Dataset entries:

==================================================

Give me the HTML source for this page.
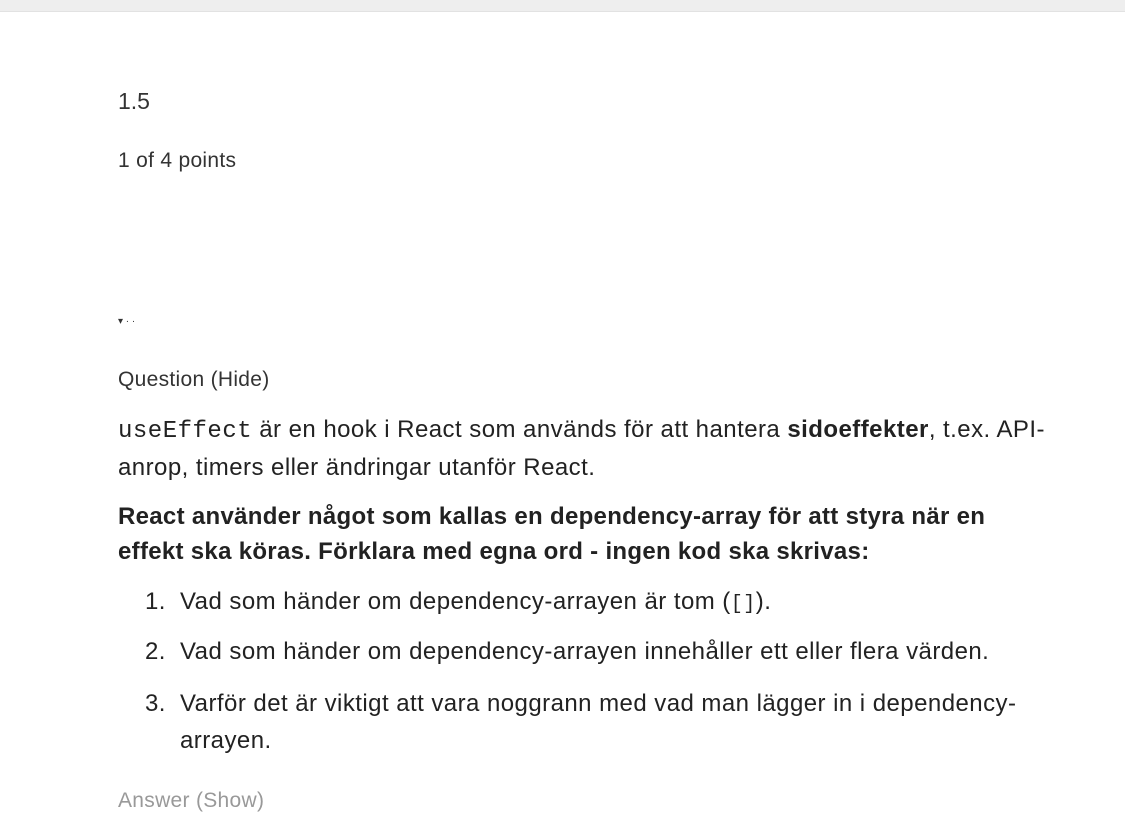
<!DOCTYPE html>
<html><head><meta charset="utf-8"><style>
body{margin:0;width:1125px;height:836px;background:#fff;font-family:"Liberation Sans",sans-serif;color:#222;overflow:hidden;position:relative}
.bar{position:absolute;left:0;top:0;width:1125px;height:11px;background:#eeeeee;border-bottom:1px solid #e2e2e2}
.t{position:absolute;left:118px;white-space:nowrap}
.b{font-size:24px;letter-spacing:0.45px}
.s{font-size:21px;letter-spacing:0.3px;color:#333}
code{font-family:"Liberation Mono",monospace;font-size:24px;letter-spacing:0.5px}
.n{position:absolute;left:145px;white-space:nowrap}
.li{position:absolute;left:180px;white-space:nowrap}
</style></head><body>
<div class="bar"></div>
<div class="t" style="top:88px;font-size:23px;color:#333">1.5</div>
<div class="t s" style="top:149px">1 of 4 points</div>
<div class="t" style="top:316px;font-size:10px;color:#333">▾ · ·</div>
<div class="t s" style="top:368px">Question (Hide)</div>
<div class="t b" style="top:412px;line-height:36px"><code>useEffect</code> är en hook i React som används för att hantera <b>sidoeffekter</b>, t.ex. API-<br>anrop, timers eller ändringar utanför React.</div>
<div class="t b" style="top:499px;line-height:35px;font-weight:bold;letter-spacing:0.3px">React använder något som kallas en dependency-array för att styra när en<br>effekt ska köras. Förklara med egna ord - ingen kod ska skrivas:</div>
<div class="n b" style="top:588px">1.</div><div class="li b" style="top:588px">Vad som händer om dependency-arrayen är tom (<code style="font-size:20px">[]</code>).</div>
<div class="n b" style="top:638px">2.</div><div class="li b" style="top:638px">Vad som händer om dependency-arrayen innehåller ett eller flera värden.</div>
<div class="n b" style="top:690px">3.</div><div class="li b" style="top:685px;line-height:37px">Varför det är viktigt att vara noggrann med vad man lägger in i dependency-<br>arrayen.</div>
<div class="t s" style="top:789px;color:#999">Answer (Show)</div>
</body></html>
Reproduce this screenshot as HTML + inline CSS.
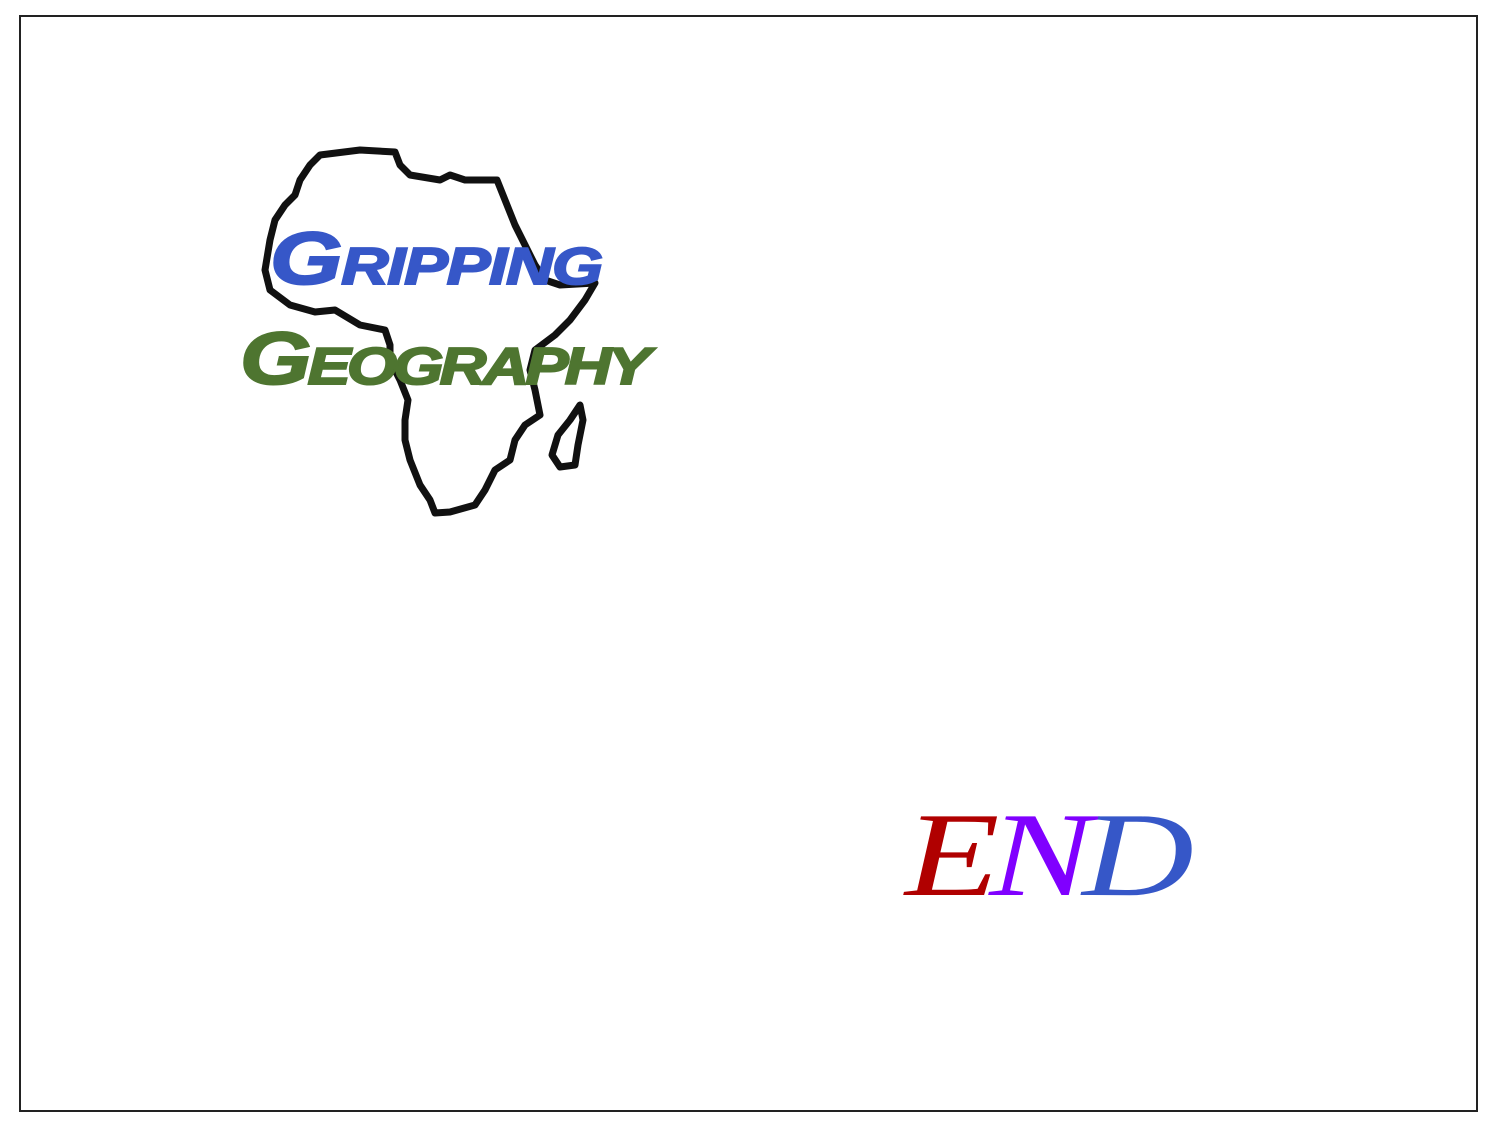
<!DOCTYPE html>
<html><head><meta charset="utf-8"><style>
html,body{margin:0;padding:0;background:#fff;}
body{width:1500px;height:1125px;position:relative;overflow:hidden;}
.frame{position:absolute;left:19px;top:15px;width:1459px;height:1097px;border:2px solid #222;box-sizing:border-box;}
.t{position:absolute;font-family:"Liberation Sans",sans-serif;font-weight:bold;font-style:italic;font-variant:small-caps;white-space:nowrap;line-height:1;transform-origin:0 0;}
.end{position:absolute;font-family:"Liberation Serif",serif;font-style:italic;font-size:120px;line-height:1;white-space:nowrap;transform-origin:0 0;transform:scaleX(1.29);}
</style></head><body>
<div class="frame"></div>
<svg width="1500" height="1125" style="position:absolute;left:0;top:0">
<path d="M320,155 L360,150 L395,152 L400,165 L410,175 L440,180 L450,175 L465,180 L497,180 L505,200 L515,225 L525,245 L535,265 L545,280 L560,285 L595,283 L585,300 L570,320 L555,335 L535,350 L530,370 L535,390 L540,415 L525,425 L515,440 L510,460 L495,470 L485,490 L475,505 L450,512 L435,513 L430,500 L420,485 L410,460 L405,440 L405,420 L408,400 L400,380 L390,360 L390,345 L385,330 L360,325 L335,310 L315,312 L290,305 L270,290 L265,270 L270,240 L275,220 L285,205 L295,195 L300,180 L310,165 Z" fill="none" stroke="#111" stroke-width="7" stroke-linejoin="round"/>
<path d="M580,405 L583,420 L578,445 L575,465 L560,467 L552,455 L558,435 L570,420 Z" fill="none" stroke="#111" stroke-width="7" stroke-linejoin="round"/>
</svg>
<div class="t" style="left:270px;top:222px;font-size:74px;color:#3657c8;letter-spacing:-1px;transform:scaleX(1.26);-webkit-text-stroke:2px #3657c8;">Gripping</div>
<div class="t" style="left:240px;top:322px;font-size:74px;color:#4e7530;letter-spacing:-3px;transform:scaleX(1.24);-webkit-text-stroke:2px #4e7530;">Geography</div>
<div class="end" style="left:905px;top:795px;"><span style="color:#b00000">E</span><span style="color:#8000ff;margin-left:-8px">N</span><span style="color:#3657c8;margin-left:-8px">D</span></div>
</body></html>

==================================================

→ **INSTRUCTIONS TO FOLLOW**
With the pictures left out, transcribe the material exactly.

→ **FULL SOLUTION**
Give me the HTML source for this page.
<!DOCTYPE html>
<html><head><meta charset="utf-8"><style>
body{margin:0;width:1125px;height:836px;background:#fff;font-family:"Liberation Sans",sans-serif;color:#222;overflow:hidden;position:relative}
.bar{position:absolute;left:0;top:0;width:1125px;height:11px;background:#eeeeee;border-bottom:1px solid #e2e2e2}
.t{position:absolute;left:118px;white-space:nowrap}
.b{font-size:24px;letter-spacing:0.45px}
.s{font-size:21px;letter-spacing:0.3px;color:#333}
code{font-family:"Liberation Mono",monospace;font-size:24px;letter-spacing:0.5px}
.n{position:absolute;left:145px;white-space:nowrap}
.li{position:absolute;left:180px;white-space:nowrap}
</style></head><body>
<div class="bar"></div>
<div class="t" style="top:88px;font-size:23px;color:#333">1.5</div>
<div class="t s" style="top:149px">1 of 4 points</div>
<div class="t" style="top:316px;font-size:10px;color:#333">▾ · ·</div>
<div class="t s" style="top:368px">Question (Hide)</div>
<div class="t b" style="top:412px;line-height:36px"><code>useEffect</code> är en hook i React som används för att hantera <b>sidoeffekter</b>, t.ex. API-<br>anrop, timers eller ändringar utanför React.</div>
<div class="t b" style="top:499px;line-height:35px;font-weight:bold;letter-spacing:0.3px">React använder något som kallas en dependency-array för att styra när en<br>effekt ska köras. Förklara med egna ord - ingen kod ska skrivas:</div>
<div class="n b" style="top:588px">1.</div><div class="li b" style="top:588px">Vad som händer om dependency-arrayen är tom (<code style="font-size:20px">[]</code>).</div>
<div class="n b" style="top:638px">2.</div><div class="li b" style="top:638px">Vad som händer om dependency-arrayen innehåller ett eller flera värden.</div>
<div class="n b" style="top:690px">3.</div><div class="li b" style="top:685px;line-height:37px">Varför det är viktigt att vara noggrann med vad man lägger in i dependency-<br>arrayen.</div>
<div class="t s" style="top:789px;color:#999">Answer (Show)</div>
</body></html>
Reproduce this screenshot as HTML + inline CSS.
<!DOCTYPE html>
<html><head><meta charset="utf-8"><style>
html,body{margin:0;padding:0;background:#fff;}
body{width:1500px;height:1125px;position:relative;overflow:hidden;}
.frame{position:absolute;left:19px;top:15px;width:1459px;height:1097px;border:2px solid #222;box-sizing:border-box;}
.t{position:absolute;font-family:"Liberation Sans",sans-serif;font-weight:bold;font-style:italic;font-variant:small-caps;white-space:nowrap;line-height:1;transform-origin:0 0;}
.end{position:absolute;font-family:"Liberation Serif",serif;font-style:italic;font-size:120px;line-height:1;white-space:nowrap;transform-origin:0 0;transform:scaleX(1.29);}
</style></head><body>
<div class="frame"></div>
<svg width="1500" height="1125" style="position:absolute;left:0;top:0">
<path d="M320,155 L360,150 L395,152 L400,165 L410,175 L440,180 L450,175 L465,180 L497,180 L505,200 L515,225 L525,245 L535,265 L545,280 L560,285 L595,283 L585,300 L570,320 L555,335 L535,350 L530,370 L535,390 L540,415 L525,425 L515,440 L510,460 L495,470 L485,490 L475,505 L450,512 L435,513 L430,500 L420,485 L410,460 L405,440 L405,420 L408,400 L400,380 L390,360 L390,345 L385,330 L360,325 L335,310 L315,312 L290,305 L270,290 L265,270 L270,240 L275,220 L285,205 L295,195 L300,180 L310,165 Z" fill="none" stroke="#111" stroke-width="7" stroke-linejoin="round"/>
<path d="M580,405 L583,420 L578,445 L575,465 L560,467 L552,455 L558,435 L570,420 Z" fill="none" stroke="#111" stroke-width="7" stroke-linejoin="round"/>
</svg>
<div class="t" style="left:270px;top:222px;font-size:74px;color:#3657c8;letter-spacing:-1px;transform:scaleX(1.26);-webkit-text-stroke:2px #3657c8;">Gripping</div>
<div class="t" style="left:240px;top:322px;font-size:74px;color:#4e7530;letter-spacing:-3px;transform:scaleX(1.24);-webkit-text-stroke:2px #4e7530;">Geography</div>
<div class="end" style="left:905px;top:795px;"><span style="color:#b00000">E</span><span style="color:#8000ff;margin-left:-8px">N</span><span style="color:#3657c8;margin-left:-8px">D</span></div>
</body></html>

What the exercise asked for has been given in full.